The Solicitor General also explicitly anticipates and responds to Lopez and Morrison-derived attacks on the individual mandate as insufficiently tied to interstate commerce. Verrilli goes to great lengths -- seven-plus pages of a 62-page brief -- to argue that "the minimum coverage provision is fully consistent with Lopez and Morrison." He declares, "Its links to interstate commerce are tangible, direct, and strong."
The Obama administration's careful argumentation should meet even the more stringent Rehnquist Court Commerce Clause criteria. The interstate impact of health care decision-making is clear. Thus, the primary Lopez caution against legislation that requires "pil[ing] inference upon inference" to establish a relationship to interstate commerce does not apply. Instead of the mandate's effect on interstate commerce, the type of "activity" regulated becomes the central point of contention.

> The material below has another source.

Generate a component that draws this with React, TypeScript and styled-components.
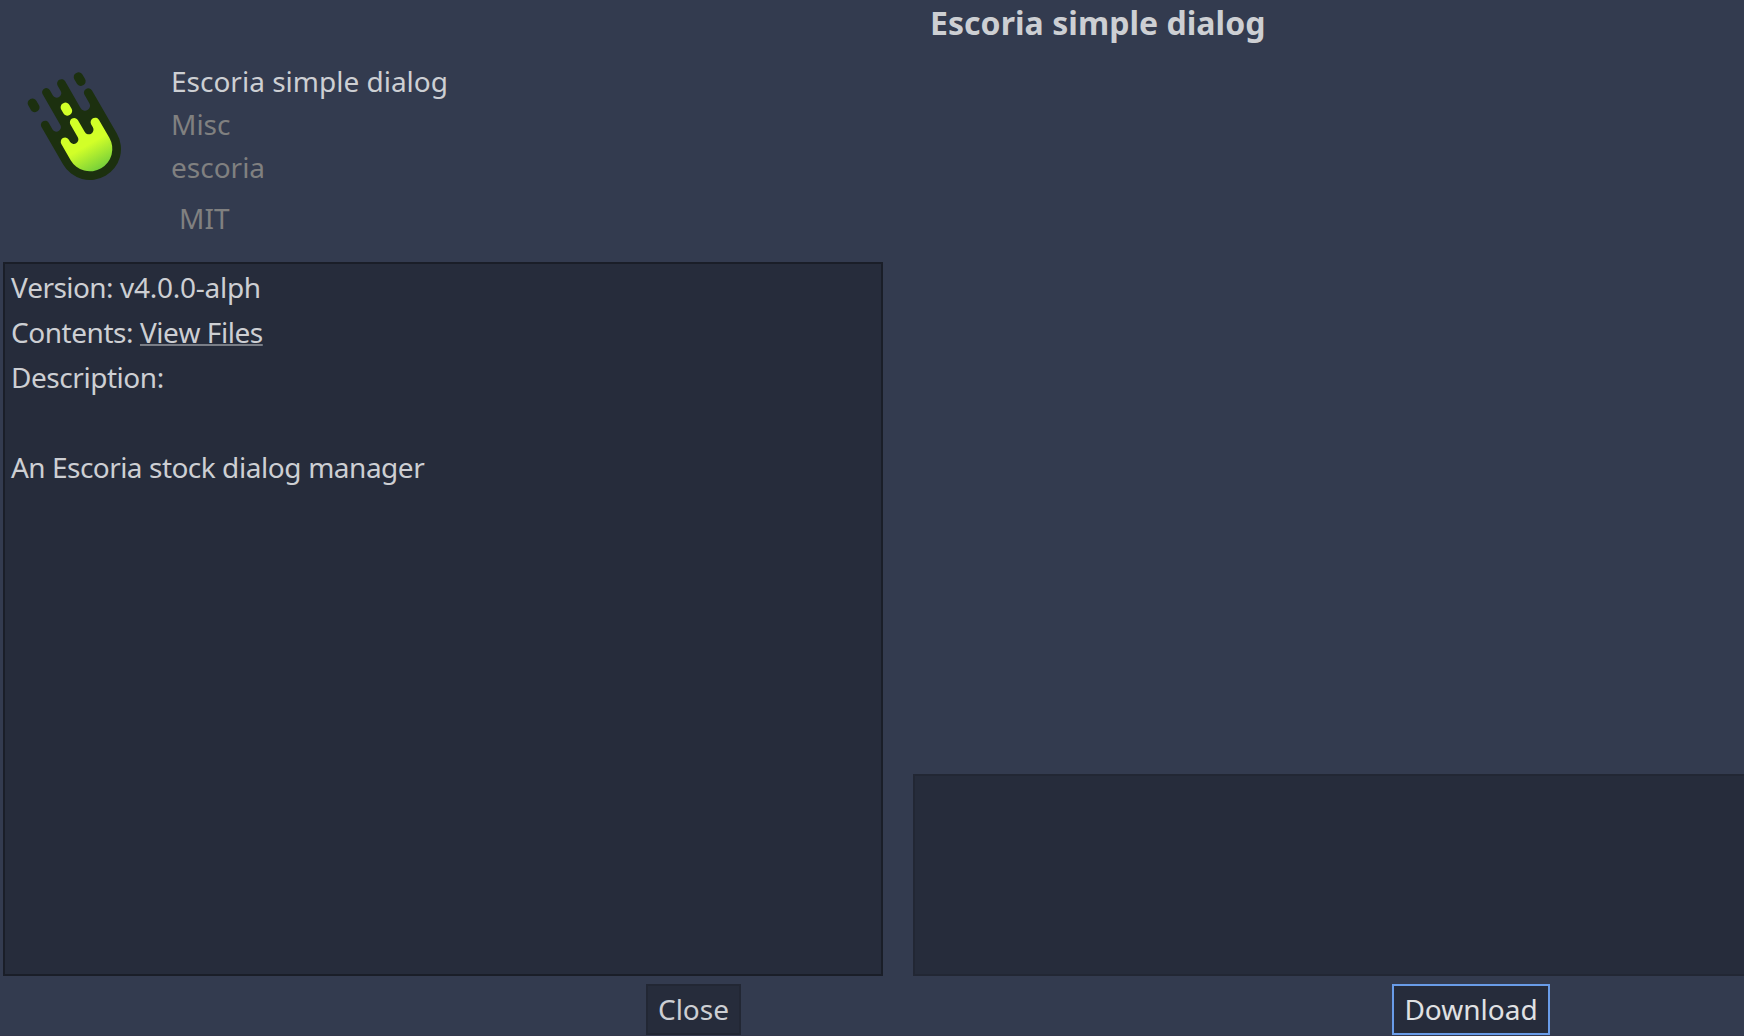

The major unknown that distinguishes this case from its Commerce Clause predecessors is the question of how the Court will rule on what Obamacare opponents call the "inactivity" issue. The inactivity argument against the mandate contends that questions of whether buying health insurance is an economic activity and whether that activity affects interstate commerce are moot because not buying health insurance is not activity. They argue Congress cannot force individuals to act, to enter interstate commerce.
The answer to the inactivity argument for supporters of Obamacare is that individuals who do not buy insurance are still active in the health care market. The Sixth Circuit was persuaded by this logic, citing the $100 billion in health care costs incurred by the uninsured each year. Of that $100 billion, $43 billion goes uncompensated. Cost-shifting results in this cost being passed from providers to insurers to consumers, raising family premiums by approximately $1,000.

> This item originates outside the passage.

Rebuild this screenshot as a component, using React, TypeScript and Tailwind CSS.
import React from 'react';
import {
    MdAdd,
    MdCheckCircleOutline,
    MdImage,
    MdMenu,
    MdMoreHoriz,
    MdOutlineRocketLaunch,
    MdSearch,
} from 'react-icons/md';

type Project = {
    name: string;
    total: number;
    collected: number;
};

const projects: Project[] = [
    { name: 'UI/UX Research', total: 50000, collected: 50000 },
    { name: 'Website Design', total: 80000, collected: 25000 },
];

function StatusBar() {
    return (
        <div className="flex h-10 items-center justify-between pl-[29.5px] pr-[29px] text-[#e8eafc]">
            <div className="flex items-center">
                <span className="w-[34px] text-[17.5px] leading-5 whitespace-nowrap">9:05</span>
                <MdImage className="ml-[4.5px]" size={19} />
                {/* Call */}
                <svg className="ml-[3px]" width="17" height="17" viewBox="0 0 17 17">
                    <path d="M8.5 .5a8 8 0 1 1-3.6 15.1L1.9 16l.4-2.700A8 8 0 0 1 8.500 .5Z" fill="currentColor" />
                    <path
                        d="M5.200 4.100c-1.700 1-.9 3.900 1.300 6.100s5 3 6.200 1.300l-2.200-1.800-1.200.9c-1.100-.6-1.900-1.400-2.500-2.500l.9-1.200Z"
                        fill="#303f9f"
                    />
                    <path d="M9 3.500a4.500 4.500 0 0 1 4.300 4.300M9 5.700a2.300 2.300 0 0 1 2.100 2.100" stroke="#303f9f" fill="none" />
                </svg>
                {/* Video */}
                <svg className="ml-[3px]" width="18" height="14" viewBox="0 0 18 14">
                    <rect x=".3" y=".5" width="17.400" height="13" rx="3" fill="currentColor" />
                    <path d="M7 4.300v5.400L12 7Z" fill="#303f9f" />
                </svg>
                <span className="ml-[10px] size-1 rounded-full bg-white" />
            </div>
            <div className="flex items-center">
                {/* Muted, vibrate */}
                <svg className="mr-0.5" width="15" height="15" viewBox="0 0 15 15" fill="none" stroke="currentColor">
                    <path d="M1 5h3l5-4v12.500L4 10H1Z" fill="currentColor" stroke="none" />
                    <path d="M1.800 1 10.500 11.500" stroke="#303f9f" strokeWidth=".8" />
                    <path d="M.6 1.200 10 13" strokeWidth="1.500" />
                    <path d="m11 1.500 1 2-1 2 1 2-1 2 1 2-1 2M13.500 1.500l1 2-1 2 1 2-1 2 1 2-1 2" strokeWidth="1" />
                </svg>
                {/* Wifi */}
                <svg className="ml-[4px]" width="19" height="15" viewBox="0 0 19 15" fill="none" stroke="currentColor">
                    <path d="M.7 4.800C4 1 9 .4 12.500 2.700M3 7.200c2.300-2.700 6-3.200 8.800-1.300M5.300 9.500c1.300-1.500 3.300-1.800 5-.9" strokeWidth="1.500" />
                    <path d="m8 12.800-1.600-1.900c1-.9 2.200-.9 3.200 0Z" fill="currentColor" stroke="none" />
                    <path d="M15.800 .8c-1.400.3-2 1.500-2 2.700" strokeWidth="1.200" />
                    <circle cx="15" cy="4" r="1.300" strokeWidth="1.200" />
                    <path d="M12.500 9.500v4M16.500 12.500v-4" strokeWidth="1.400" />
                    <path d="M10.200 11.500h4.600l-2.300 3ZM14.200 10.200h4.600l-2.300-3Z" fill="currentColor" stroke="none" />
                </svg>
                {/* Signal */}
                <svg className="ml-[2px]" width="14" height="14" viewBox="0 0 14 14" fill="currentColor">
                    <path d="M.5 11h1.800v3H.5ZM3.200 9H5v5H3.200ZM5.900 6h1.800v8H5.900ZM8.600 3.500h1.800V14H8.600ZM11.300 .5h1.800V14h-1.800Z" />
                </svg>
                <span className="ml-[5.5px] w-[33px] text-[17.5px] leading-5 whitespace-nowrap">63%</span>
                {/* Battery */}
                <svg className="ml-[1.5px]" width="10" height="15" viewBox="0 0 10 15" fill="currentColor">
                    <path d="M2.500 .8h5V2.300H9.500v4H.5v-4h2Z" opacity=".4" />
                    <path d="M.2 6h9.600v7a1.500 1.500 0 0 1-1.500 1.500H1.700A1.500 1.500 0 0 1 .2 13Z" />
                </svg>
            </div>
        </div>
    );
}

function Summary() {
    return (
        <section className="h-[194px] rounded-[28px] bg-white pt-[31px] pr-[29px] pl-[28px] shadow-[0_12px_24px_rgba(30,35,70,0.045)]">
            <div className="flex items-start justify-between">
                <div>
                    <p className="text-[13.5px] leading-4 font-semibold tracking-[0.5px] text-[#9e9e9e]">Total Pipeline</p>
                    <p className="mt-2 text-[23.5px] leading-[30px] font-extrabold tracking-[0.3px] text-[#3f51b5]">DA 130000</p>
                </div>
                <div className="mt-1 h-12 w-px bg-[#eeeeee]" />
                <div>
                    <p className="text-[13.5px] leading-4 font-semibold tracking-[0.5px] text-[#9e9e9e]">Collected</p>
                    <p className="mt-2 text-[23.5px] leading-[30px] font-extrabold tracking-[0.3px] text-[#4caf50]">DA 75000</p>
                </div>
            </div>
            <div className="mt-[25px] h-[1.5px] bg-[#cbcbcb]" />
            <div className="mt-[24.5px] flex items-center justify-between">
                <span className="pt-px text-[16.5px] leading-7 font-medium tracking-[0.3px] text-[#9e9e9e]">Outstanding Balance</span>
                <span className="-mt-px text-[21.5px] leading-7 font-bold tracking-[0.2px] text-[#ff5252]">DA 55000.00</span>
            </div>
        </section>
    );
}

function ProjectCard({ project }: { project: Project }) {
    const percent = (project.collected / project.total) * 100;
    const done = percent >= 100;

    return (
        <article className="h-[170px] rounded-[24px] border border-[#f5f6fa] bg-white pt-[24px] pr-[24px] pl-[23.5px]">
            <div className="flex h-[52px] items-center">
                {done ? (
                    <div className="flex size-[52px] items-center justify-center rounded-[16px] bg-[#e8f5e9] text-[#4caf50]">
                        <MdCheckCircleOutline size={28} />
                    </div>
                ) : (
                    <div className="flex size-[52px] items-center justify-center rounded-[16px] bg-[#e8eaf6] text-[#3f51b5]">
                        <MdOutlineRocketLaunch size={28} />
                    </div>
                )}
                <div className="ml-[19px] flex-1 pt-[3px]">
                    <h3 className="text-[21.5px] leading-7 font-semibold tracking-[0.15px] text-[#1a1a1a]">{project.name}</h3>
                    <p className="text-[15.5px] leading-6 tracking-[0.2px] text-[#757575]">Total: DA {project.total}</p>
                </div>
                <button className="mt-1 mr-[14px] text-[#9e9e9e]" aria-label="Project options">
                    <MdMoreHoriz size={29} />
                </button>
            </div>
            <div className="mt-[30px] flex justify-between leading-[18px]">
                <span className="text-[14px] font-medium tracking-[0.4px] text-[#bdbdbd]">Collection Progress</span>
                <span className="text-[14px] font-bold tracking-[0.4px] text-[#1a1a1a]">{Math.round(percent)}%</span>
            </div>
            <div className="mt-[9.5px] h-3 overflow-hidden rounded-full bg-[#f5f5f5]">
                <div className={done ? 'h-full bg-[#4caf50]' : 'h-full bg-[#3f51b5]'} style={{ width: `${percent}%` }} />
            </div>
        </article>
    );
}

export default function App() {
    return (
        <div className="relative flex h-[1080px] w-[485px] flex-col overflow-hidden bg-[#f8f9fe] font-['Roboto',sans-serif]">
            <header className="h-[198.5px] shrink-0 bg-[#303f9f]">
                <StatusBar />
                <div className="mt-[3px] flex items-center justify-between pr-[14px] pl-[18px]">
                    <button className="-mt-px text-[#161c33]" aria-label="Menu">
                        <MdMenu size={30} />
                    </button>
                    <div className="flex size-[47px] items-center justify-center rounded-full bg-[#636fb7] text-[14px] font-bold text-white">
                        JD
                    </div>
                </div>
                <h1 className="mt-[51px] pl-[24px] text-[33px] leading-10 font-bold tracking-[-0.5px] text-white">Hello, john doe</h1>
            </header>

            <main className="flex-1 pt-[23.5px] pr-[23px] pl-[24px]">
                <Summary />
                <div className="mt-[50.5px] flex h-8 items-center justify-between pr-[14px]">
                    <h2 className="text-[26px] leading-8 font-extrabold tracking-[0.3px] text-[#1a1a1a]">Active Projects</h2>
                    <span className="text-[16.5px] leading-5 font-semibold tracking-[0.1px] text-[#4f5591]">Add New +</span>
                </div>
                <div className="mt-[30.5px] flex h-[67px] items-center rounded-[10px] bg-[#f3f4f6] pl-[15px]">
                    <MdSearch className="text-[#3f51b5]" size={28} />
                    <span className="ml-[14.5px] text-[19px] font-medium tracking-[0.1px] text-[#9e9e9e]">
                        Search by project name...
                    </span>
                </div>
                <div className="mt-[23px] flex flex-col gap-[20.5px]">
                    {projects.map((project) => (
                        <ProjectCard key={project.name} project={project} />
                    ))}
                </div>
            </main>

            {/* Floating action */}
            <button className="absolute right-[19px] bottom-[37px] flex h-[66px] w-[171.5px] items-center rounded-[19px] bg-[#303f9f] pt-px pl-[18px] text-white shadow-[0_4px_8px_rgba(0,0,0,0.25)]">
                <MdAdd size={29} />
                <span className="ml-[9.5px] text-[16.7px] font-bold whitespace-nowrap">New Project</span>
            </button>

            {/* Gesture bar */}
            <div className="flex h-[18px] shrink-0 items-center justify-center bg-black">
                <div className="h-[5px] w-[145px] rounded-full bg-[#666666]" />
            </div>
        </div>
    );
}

There are no doctrines -- or statistics -- to presage the Court's likely stance on "inactivity." However, Heart of Atlanta offers a telling parallel. Just as the mandate would regulate "inactivity," the Civil Rights Act regulated so-called inactivity: It forced individuals not engaging in economic activities and transactions because of race to do so to prevent the disruption and distortion of interstate commerce.
The Court will also hear one hour of arguments as to whether or not it should rule on constitutionality at all. The justices may decide as the Fourth Circuit did that the individual mandate's penalty is a tax that triggers the Anti-Injunction Rule. If so, the Court will shelve the issue until the first penalties are paid in 2015. In this scenario, neither side gets a "win." However, a Supreme Court ruling characterizing the penalty as a "tax" would support the argument for constitutionality under the Taxing and Spending Clause.
The sole path to full victory for the U.S. -- protecting Obamacare and the individual mandate -- is through the Commerce Clause. A ruling holding the mandate constitutional under the Taxing and Spending Clause but unconstitutional under the Commerce Clause would preserve the statute but complicate or limit Congress's commerce power. Finding the mandate unconstitutional but severable would simply guarantee a slow and painful death rather than an immediate end for health care reform.
The Supreme Court case on health care will almost certainly result in another seminal Commerce Clause ruling. Unless the Court dismisses the case altogether, its ruling will expand, limit, or qualify Congress's exercise of commerce power -- setting an important precedent that will affect future federal legislation in areas from health care to criminal law to civil rights.